Question

Would a reaction occur if a piece of `Sn` metal were placed in a `ZnSO_4` solution?

Answer 1

Yes. There would be a spontaneous redox (oxidation-reduction) reaction between the `Sn` metal and the `Zn^(2+)` ion, given by:

`Sn^(2+) + Zn rarr Sn + Zn^(2+)`

Explanation:

You will have to consult a list of reduction potentials that includes the following two half-reactions:

`Zn^(2+) + 2e^(-) rarr Zn` `E° = -0.76 V`

`Sn^(2+) + 2e^(-) rarr Sn` `E° = -0.14 V`

There is a list here: http://chem.libretexts.org/Core/Analytical_Chemistry/Electrochemistry/Redox_Chemistry/Standard_Reduction_Potential

We are considering that one (and only one) of two possible reactions will occur. Either zinc ion will reduce (the top half-reaction), accompanied by oxidation of tin metal (the reverse of the lower half-reaction), or exactly the reverse will be true - tin ion will reduce (the lower half reaction) accompanied by the oxidation of zinc metal (the reverse of the upper half-reaction)

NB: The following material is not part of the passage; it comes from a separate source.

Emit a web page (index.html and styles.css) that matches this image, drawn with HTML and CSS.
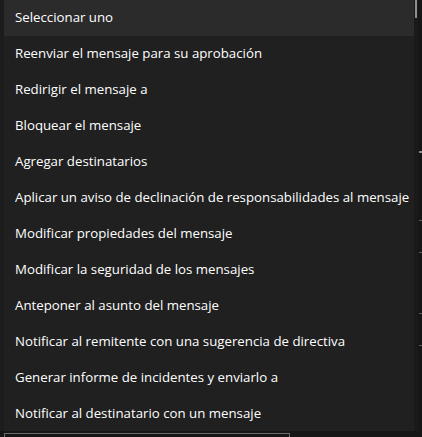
FILE: index.html
```html
<!DOCTYPE html>
<html lang="es">
<head>
<meta charset="utf-8">
<link rel="stylesheet" href="styles.css">
</head>
<body>
<div class="page">
  <div class="backdrop">
    <div class="marks">
      <span class="mark mark-t"></span>
      <span class="mark mark-1"></span>
      <span class="mark mark-2"></span>
      <span class="mark mark-3"></span>
      <span class="mark mark-4"></span>
    </div>
    <div class="input-under"></div>
  </div>
  <ul class="listbox" role="listbox">
    <li class="option selected">Seleccionar uno</li>
    <li class="option">Reenviar el mensaje para su aprobación</li>
    <li class="option">Redirigir el mensaje a</li>
    <li class="option">Bloquear el mensaje</li>
    <li class="option">Agregar destinatarios</li>
    <li class="option">Aplicar un aviso de declinación de responsabilidades al mensaje</li>
    <li class="option">Modificar propiedades del mensaje</li>
    <li class="option">Modificar la seguridad de los mensajes</li>
    <li class="option">Anteponer al asunto del mensaje</li>
    <li class="option">Notificar al remitente con una sugerencia de directiva</li>
    <li class="option">Generar informe de incidentes y enviarlo a</li>
    <li class="option">Notificar al destinatario con un mensaje</li>
  </ul>
  <div class="scrollbar"><div class="thumb"></div></div>
</div>
</body>
</html>
```
FILE: styles.css
```css
html, body {
  margin: 0;
  padding: 0;
}
body {
  background: #161616;
  font-family: "Open Sans", "Noto Sans", sans-serif;
}
.page {
  position: relative;
  width: 422px;
  height: 437px;
  overflow: hidden;
}
.backdrop {
  width: 422px;
  height: 437px;
  background: #161616;
  display: flex;
  flex-direction: column;
  justify-content: flex-end;
}
.input-under {
  margin-left: 4px;
  width: 284px;
  height: 3px;
  border-top: 1px solid #6b6b6b;
  border-left: 1px solid #6b6b6b;
  border-right: 1px solid #6b6b6b;
}
.marks {
  position: absolute;
  left: 418px;
  top: 0;
  width: 4px;
  height: 437px;
}
.mark {
  position: absolute;
  left: 1px;
  width: 3px;
  height: 1px;
  background: #5a5a5a;
}
.mark-t { top: 151px; height: 2px; background: #8a8a8a; }
.mark-1 { top: 220px; }
.mark-2 { top: 252px; }
.mark-3 { top: 313px; }
.mark-4 { top: 345px; }
.listbox {
  position: absolute;
  left: 0;
  top: 0;
  width: 414px;
  height: 431px;
  margin: 0;
  padding: 0;
  list-style: none;
  background: #202020;
  border-left: 4px solid #1c1c1c;
  overflow: hidden;
}
.option {
  height: 36px;
  line-height: 35px;
  padding-left: 11px;
  font-size: 13.25px;
  color: #ffffff;
  white-space: nowrap;
}
.option.selected {
  background: #2b2b2b;
}
.scrollbar {
  position: absolute;
  left: 414px;
  top: 0;
  width: 4px;
  height: 431px;
  background: #1a1a1a;
}
.thumb {
  width: 2px;
  margin-left: 1px;
  height: 18px;
  background: #8f8f8f;
}
```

To determine which is the actual reaction, we note that the following equation must yield a positive result:

E°(reduction) - E°(oxidation) = E°(net)

We get a positive result for the subtraction

`-0.14 - (-0.76) = 0.62 V`

which means that the Sn half-reaction must be the reduction in this system, and the Zn half-reaction furnishes the oxidation.

The actual half-reactions occurring are:

`Sn^(2+) + 2e^(-) rarr Sn`

`Zn rarr Zn^(2+) + 2e^(-)`

To find the overall reaction, add the two halves (after cancelling the electrons):

`Sn^(2+) + Zn rarr Sn + Zn^(2+)`

The sulfate ion is merely a spectator in this situation.